What dielectric constant should I use?
Common values: solid polyethylene (PE) - 2.25 to 2.35; foam PE - 1.40 to 1.55; solid PTFE (Teflon) - 2.05 to 2.10; PVC - 3.0 to 4.5; air (ideal) - 1.0. The cable datasheet will always list the exact value or the velocity of propagation (VoP), from which er = (1 / VoP)^2.
Why is 50 Ohm the standard for RF?
Air-dielectric coaxial cable has minimum signal loss at around 77 Ohm and maximum power handling at around 30 Ohm. The 50 Ohm standard was adopted as a practical compromise between these two, close enough to both to serve the widest range of RF applications. 75 Ohm was chosen for broadcast and CATV distribution where long cable runs favour lower loss over maximum power handling.
How do I convert velocity of propagation to dielectric constant?
Velocity of propagation (VoP) is usually given as a percentage of the speed of light.
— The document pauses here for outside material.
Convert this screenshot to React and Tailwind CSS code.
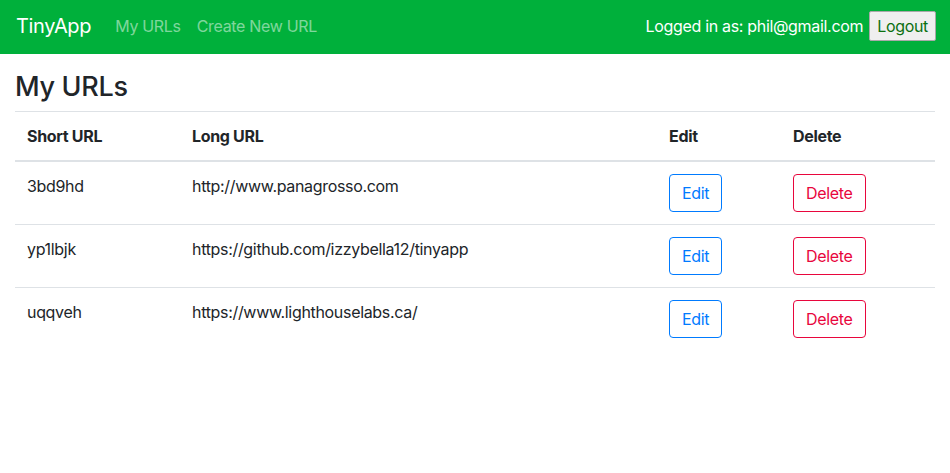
import React from "react";

const urls = [
  { id: "3bd9hd", long: "http://www.panagrosso.com" },
  { id: "yp1lbjk", long: "https://github.com/izzybella12/tinyapp" },
  { id: "uqqveh", long: "https://www.lighthouselabs.ca/" },
];

export default function App() {
  return (
    <div className="min-h-screen bg-white text-[#212529] tracking-[-0.02em] font-['Inter','Liberation_Sans',sans-serif]">
      <nav className="h-[54px] bg-[#00b03b] flex items-center pl-4 pr-[14px] pb-[2px]">
        <a className="text-white text-[20px] mr-6">TinyApp</a>
        <a className="text-white/50 text-[16px] mr-4">My URLs</a>
        <a className="text-white/50 text-[16px]">Create New URL</a>
        <div className="ml-auto flex items-center gap-1">
          <span className="text-white text-[16px]">Logged in as: phil@gmail.com</span>
          <button className="ml-0.5 border border-[#a9a9a9] bg-[#efefef] text-[#0b700f] text-[16px] px-[7px] h-[30px] rounded-[2px]">
            Logout
          </button>
        </div>
      </nav>

      <main className="px-[15px]">
        <h3 className="text-[27px] font-medium leading-[1.2] mt-[16.5px] mb-[8px]">My URLs</h3>
        <table className="w-full text-[16px] border-collapse">
          <thead>
            <tr className="border-t border-[#dee2e6] border-b-2 border-b-[#dee2e6] text-left">
              <th className="p-3 font-bold w-[165px]">Short URL</th>
              <th className="p-3 font-bold w-[477px]">Long URL</th>
              <th className="p-3 font-bold w-[124px]">Edit</th>
              <th className="p-3 font-bold">Delete</th>
            </tr>
          </thead>
          <tbody>
            {urls.map((u) => (
              <tr key={u.id} className="border-t border-[#dee2e6] align-top first:border-t-0">
                <td className="p-3">{u.id}</td>
                <td className="p-3">{u.long}</td>
                <td className="p-3">
                  <button className="h-[38px] px-3 border border-[#007bff] text-[#007bff] rounded-[4px]">
                    Edit
                  </button>
                </td>
                <td className="p-3">
                  <button className="h-[38px] px-3 border border-[#e8063d] text-[#e8063d] rounded-[4px]">
                    Delete
                  </button>
                </td>
              </tr>
            ))}
          </tbody>
        </table>
      </main>
    </div>
  );
}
Convert it to a decimal (e.g. 66% becomes 0.66) then use er = 1 / VoP^2. For example, a VoP of 0.66 gives er = 1 / 0.66^2 = 2.30.
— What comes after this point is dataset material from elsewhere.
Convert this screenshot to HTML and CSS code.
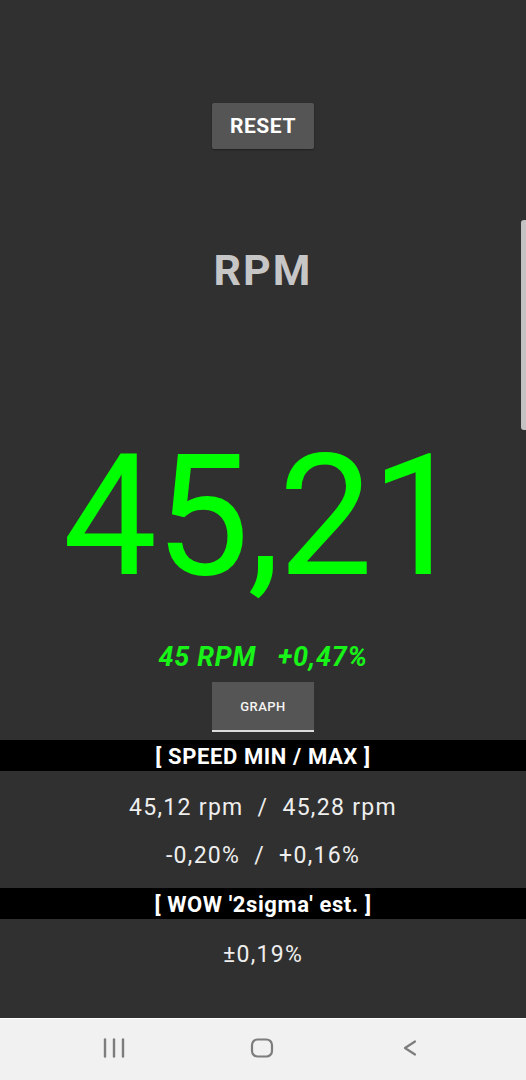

What limits cable length in RF applications?
At higher frequencies, conductor skin-effect losses and dielectric losses both increase, so the maximum practical cable length shrinks as frequency rises. The cutoff frequency shown by this calculator is a separate upper limit: above it, higher-order waveguide modes can propagate inside the coaxial cable alongside the TEM mode, distorting the signal. Both effects set an upper frequency limit for any given cable diameter.
How do I reduce voltage drop in a power cable?
Voltage drop is proportional to cable resistance, which decreases with a larger conductor cross-section. Increasing the cross-section from 2.5 mm^2 to 6 mm^2 reduces resistance (and voltage drop) by roughly 2.5 times. Shortening the cable run, reducing the load current, or raising the supply voltage are other levers. For three-phase systems the drop is lower by a factor of sqrt(3) compared with single-phase for the same power.